INFORMATION SHOWN:
+===+
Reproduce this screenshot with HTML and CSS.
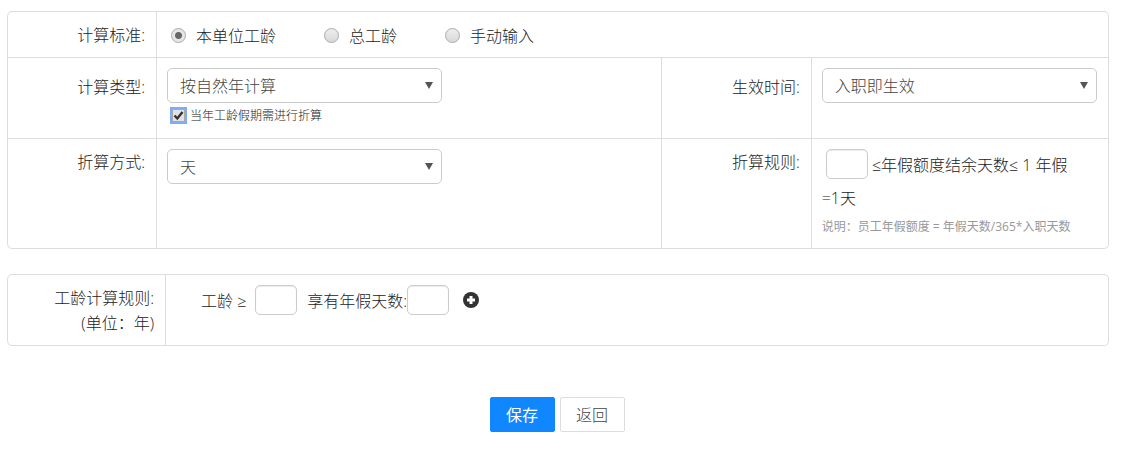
FILE: index.html
```
<!DOCTYPE html>
<html lang="zh-CN">

<head>
    <meta charset="UTF-8">
    <title>年假规则设置</title>
    <meta name="viewport" content="width=device-width,initial-scale=1">
    <link rel="stylesheet" href="styles.css">
</head>

<body>
    <form class="rule-form">
        <table class="table-form">
            <colgroup>
                <col class="col-main">
                <col>
                <col class="col-label">
                <col class="col-side">
            </colgroup>
            <tr>
                <th scope="row">计算标准:</th>
                <td colspan="3">
                    <div class="radios">
                        <label><input type="radio" name="standard" checked>本单位工龄</label>
                        <label><input type="radio" name="standard">总工龄</label>
                        <label><input type="radio" name="standard">手动输入</label>
                    </div>
                </td>
            </tr>
            <tr class="row-type">
                <th scope="row"><label for="calcType">计算类型:</label></th>
                <td>
                    <div class="select">
                        <select id="calcType">
                            <option>按自然年计算</option>
                        </select>
                    </div>
                    <label class="check"><input type="checkbox" checked>当年工龄假期需进行折算</label>
                </td>
                <th scope="row"><label for="effectTime">生效时间:</label></th>
                <td>
                    <div class="select">
                        <select id="effectTime">
                            <option>入职即生效</option>
                        </select>
                    </div>
                </td>
            </tr>
            <tr>
                <th scope="row"><label for="convertType">折算方式:</label></th>
                <td>
                    <div class="select">
                        <select id="convertType">
                            <option>天</option>
                        </select>
                    </div>
                </td>
                <th scope="row"><label for="convertMin">折算规则:</label></th>
                <td>
                    <div class="rule">
                        <input id="convertMin" class="num num-rule" type="text">
                        ≤年假额度结余天数≤ 1 年假<br>=1天
                    </div>
                    <p class="note">说明：员工年假额度 = 年假天数/365*入职天数</p>
                </td>
            </tr>
        </table>

        <table class="table-form">
            <colgroup>
                <col class="col-years">
                <col>
            </colgroup>
            <tr>
                <th scope="row">工龄计算规则:<br>(单位：年)</th>
                <td>
                    <div class="years">
                        <label for="years">工龄 ≥</label>
                        <input id="years" class="num" type="text">
                        <label for="days">享有年假天数:</label>
                        <input id="days" class="num" type="text">
                        <button class="add" type="button" aria-label="添加">
                            <svg width="16" height="16" viewBox="0 0 16 16">
                                <circle cx="8" cy="8" r="8" fill="#333" />
                                <path d="M6.500 4h3v2.500h2.500v3H9.500V12h-3V9.500H4v-3h2.500z" fill="#fff" />
                            </svg>
                        </button>
                    </div>
                </td>
            </tr>
        </table>

        <div class="actions">
            <button class="btn btn-primary" type="submit">保存</button>
            <button class="btn" type="button">返回</button>
        </div>
    </form>
</body>

</html>
```
FILE: styles.css
```
* {
    box-sizing: border-box;
    margin: 0;
    padding: 0;
}

body {
    font-family: "Open Sans", "Noto Sans", "Noto Sans CJK SC", sans-serif;
    font-size: 16px;
    line-height: 25px;
    color: #222;
    background-color: #fff;
}

input,
select,
button {
    font: inherit;
    color: inherit;
}

.rule-form {
    padding: 11px 13px 18px 7px;
}

/* tables */
.table-form {
    width: 100%;
    table-layout: fixed;
    border: 1px solid #ddd;
    border-left: 0;
    border-radius: 5px;
    border-spacing: 0;
    margin-bottom: 25px;
}

.table-form th,
.table-form td {
    padding: 10px;
    border-left: 1px solid #ddd;
    font-weight: 300;
    vertical-align: top;
}

.table-form th {
    padding: 11px 11px 9px 10px;
    text-align: right;
}

.table-form tr:first-child th:first-child {
    border-top-left-radius: 5px;
}

.table-form tr:last-child th:first-child {
    border-bottom-left-radius: 5px;
}

.table-form tr + tr > * {
    border-top: 1px solid #ddd;
}

.table-form .row-type th {
    padding-top: 17px;
}

.col-main {
    width: 149px;
}

.col-label {
    width: 150px;
}

.col-side {
    width: 27%;
}

.col-years {
    width: 158px;
}

/* controls */
.radios {
    display: flex;
    gap: 48px;
    padding-left: 4px;
    line-height: 26px;
    height: 25px;
}

.radios label {
    display: flex;
    align-items: center;
    gap: 10px;
    height: 27px;
}

input[type=radio] {
    appearance: none;
    width: 15px;
    height: 15px;
    border: 1px solid #aaa;
    border-radius: 50%;
    background: linear-gradient(#eee, #d8d8d8);
}

input[type=radio]:checked {
    background: radial-gradient(circle, #666 3px, #e6e6e6 4px);
}

.select {
    position: relative;
    width: 275px;
    max-width: 100%;
}

.select::after {
    content: "";
    position: absolute;
    top: 14px;
    right: 9px;
    border: solid transparent;
    border-width: 7px 4px 0;
    border-top-color: #555;
    pointer-events: none;
}

select {
    display: block;
    appearance: none;
    width: 100%;
    height: 35px;
    padding: 2px 12px 0;
    border: 1px solid #ccc;
    border-radius: 5px;
    background-color: #fff;
    color: #444;
}

.check {
    display: flex;
    align-items: center;
    gap: 5px;
    padding-left: 5px;
    font-size: 12px;
}

input[type=checkbox] {
    appearance: none;
    width: 13px;
    height: 13px;
    border: 1px solid #aaa;
    outline: 2px solid #7eacf6;
    background: #e2e2e2 url('data:image/svg+xml,<svg xmlns="http://www.w3.org/2000/svg" viewBox="0 0 11 11"><path d="M1.500 5.500l2.800 3L9.500 2" fill="none" stroke="%23333" stroke-width="2.400"/></svg>');
}

.num {
    width: 42px;
    height: 30px;
    padding: 0 5px;
    border: 1px solid #ccc;
    border-radius: 5px;
    box-shadow: inset 0 1px 1px rgba(0, 0, 0, .08);
    vertical-align: top;
}

.rule {
    line-height: 33px;
}

.num-rule {
    margin-left: 4px;
}

.note {
    font-size: 12px;
    font-weight: 400;
    line-height: 23px;
    color: #999;
}

.years {
    display: flex;
    align-items: flex-start;
    padding-left: 25px;
    line-height: 33px;
}

#years {
    margin: 0 10px 0 9px;
}

.add {
    height: 30px;
    margin-left: 14px;
    border: 0;
    background: none;
    cursor: pointer;
}

.add svg {
    display: block;
}

/* buttons */
.actions {
    display: flex;
    justify-content: center;
    gap: 5px;
    padding: 26px 2px 0 0;
}

.btn {
    width: 65px;
    height: 35px;
    padding-top: 1px;
    border: 1px solid #ddd;
    border-radius: 2px;
    background-color: #fff;
    font-weight: 300;
    color: #444;
    cursor: pointer;
}

.btn-primary {
    border-color: #1087ff;
    background-color: #1087ff;
    font-weight: 400;
    color: #fff;
}
```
+===+
Restate the data above word for word. Do not include the images.

EXPECTED ANSWER:
Reproduce this screenshot with HTML and CSS.
FILE: index.html
```
<!DOCTYPE html>
<html lang="zh-CN">

<head>
    <meta charset="UTF-8">
    <title>年假规则设置</title>
    <meta name="viewport" content="width=device-width,initial-scale=1">
    <link rel="stylesheet" href="styles.css">
</head>

<body>
    <form class="rule-form">
        <table class="table-form">
            <colgroup>
                <col class="col-main">
                <col>
                <col class="col-label">
                <col class="col-side">
            </colgroup>
            <tr>
                <th scope="row">计算标准:</th>
                <td colspan="3">
                    <div class="radios">
                        <label><input type="radio" name="standard" checked>本单位工龄</label>
                        <label><input type="radio" name="standard">总工龄</label>
                        <label><input type="radio" name="standard">手动输入</label>
                    </div>
                </td>
            </tr>
            <tr class="row-type">
                <th scope="row"><label for="calcType">计算类型:</label></th>
                <td>
                    <div class="select">
                        <select id="calcType">
                            <option>按自然年计算</option>
                        </select>
                    </div>
                    <label class="check"><input type="checkbox" checked>当年工龄假期需进行折算</label>
                </td>
                <th scope="row"><label for="effectTime">生效时间:</label></th>
                <td>
                    <div class="select">
                        <select id="effectTime">
                            <option>入职即生效</option>
                        </select>
                    </div>
                </td>
            </tr>
            <tr>
                <th scope="row"><label for="convertType">折算方式:</label></th>
                <td>
                    <div class="select">
                        <select id="convertType">
                            <option>天</option>
                        </select>
                    </div>
                </td>
                <th scope="row"><label for="convertMin">折算规则:</label></th>
                <td>
                    <div class="rule">
                        <input id="convertMin" class="num num-rule" type="text">
                        ≤年假额度结余天数≤ 1 年假<br>=1天
                    </div>
                    <p class="note">说明：员工年假额度 = 年假天数/365*入职天数</p>
                </td>
            </tr>
        </table>

        <table class="table-form">
            <colgroup>
                <col class="col-years">
                <col>
            </colgroup>
            <tr>
                <th scope="row">工龄计算规则:<br>(单位：年)</th>
                <td>
                    <div class="years">
                        <label for="years">工龄 ≥</label>
                        <input id="years" class="num" type="text">
                        <label for="days">享有年假天数:</label>
                        <input id="days" class="num" type="text">
                        <button class="add" type="button" aria-label="添加">
                            <svg width="16" height="16" viewBox="0 0 16 16">
                                <circle cx="8" cy="8" r="8" fill="#333" />
                                <path d="M6.500 4h3v2.500h2.500v3H9.500V12h-3V9.500H4v-3h2.500z" fill="#fff" />
                            </svg>
                        </button>
                    </div>
                </td>
            </tr>
        </table>

        <div class="actions">
            <button class="btn btn-primary" type="submit">保存</button>
            <button class="btn" type="button">返回</button>
        </div>
    </form>
</body>

</html>
```
FILE: styles.css
```
* {
    box-sizing: border-box;
    margin: 0;
    padding: 0;
}

body {
    font-family: "Open Sans", "Noto Sans", "Noto Sans CJK SC", sans-serif;
    font-size: 16px;
    line-height: 25px;
    color: #222;
    background-color: #fff;
}

input,
select,
button {
    font: inherit;
    color: inherit;
}

.rule-form {
    padding: 11px 13px 18px 7px;
}

/* tables */
.table-form {
    width: 100%;
    table-layout: fixed;
    border: 1px solid #ddd;
    border-left: 0;
    border-radius: 5px;
    border-spacing: 0;
    margin-bottom: 25px;
}

.table-form th,
.table-form td {
    padding: 10px;
    border-left: 1px solid #ddd;
    font-weight: 300;
    vertical-align: top;
}

.table-form th {
    padding: 11px 11px 9px 10px;
    text-align: right;
}

.table-form tr:first-child th:first-child {
    border-top-left-radius: 5px;
}

.table-form tr:last-child th:first-child {
    border-bottom-left-radius: 5px;
}

.table-form tr + tr > * {
    border-top: 1px solid #ddd;
}

.table-form .row-type th {
    padding-top: 17px;
}

.col-main {
    width: 149px;
}

.col-label {
    width: 150px;
}

.col-side {
    width: 27%;
}

.col-years {
    width: 158px;
}

/* controls */
.radios {
    display: flex;
    gap: 48px;
    padding-left: 4px;
    line-height: 26px;
    height: 25px;
}

.radios label {
    display: flex;
    align-items: center;
    gap: 10px;
    height: 27px;
}

input[type=radio] {
    appearance: none;
    width: 15px;
    height: 15px;
    border: 1px solid #aaa;
    border-radius: 50%;
    background: linear-gradient(#eee, #d8d8d8);
}

input[type=radio]:checked {
    background: radial-gradient(circle, #666 3px, #e6e6e6 4px);
}

.select {
    position: relative;
    width: 275px;
    max-width: 100%;
}

.select::after {
    content: "";
    position: absolute;
    top: 14px;
    right: 9px;
    border: solid transparent;
    border-width: 7px 4px 0;
    border-top-color: #555;
    pointer-events: none;
}

select {
    display: block;
    appearance: none;
    width: 100%;
    height: 35px;
    padding: 2px 12px 0;
    border: 1px solid #ccc;
    border-radius: 5px;
    background-color: #fff;
    color: #444;
}

.check {
    display: flex;
    align-items: center;
    gap: 5px;
    padding-left: 5px;
    font-size: 12px;
}

input[type=checkbox] {
    appearance: none;
    width: 13px;
    height: 13px;
    border: 1px solid #aaa;
    outline: 2px solid #7eacf6;
    background: #e2e2e2 url('data:image/svg+xml,<svg xmlns="http://www.w3.org/2000/svg" viewBox="0 0 11 11"><path d="M1.500 5.500l2.800 3L9.500 2" fill="none" stroke="%23333" stroke-width="2.400"/></svg>');
}

.num {
    width: 42px;
    height: 30px;
    padding: 0 5px;
    border: 1px solid #ccc;
    border-radius: 5px;
    box-shadow: inset 0 1px 1px rgba(0, 0, 0, .08);
    vertical-align: top;
}

.rule {
    line-height: 33px;
}

.num-rule {
    margin-left: 4px;
}

.note {
    font-size: 12px;
    font-weight: 400;
    line-height: 23px;
    color: #999;
}

.years {
    display: flex;
    align-items: flex-start;
    padding-left: 25px;
    line-height: 33px;
}

#years {
    margin: 0 10px 0 9px;
}

.add {
    height: 30px;
    margin-left: 14px;
    border: 0;
    background: none;
    cursor: pointer;
}

.add svg {
    display: block;
}

/* buttons */
.actions {
    display: flex;
    justify-content: center;
    gap: 5px;
    padding: 26px 2px 0 0;
}

.btn {
    width: 65px;
    height: 35px;
    padding-top: 1px;
    border: 1px solid #ddd;
    border-radius: 2px;
    background-color: #fff;
    font-weight: 300;
    color: #444;
    cursor: pointer;
}

.btn-primary {
    border-color: #1087ff;
    background-color: #1087ff;
    font-weight: 400;
    color: #fff;
}
```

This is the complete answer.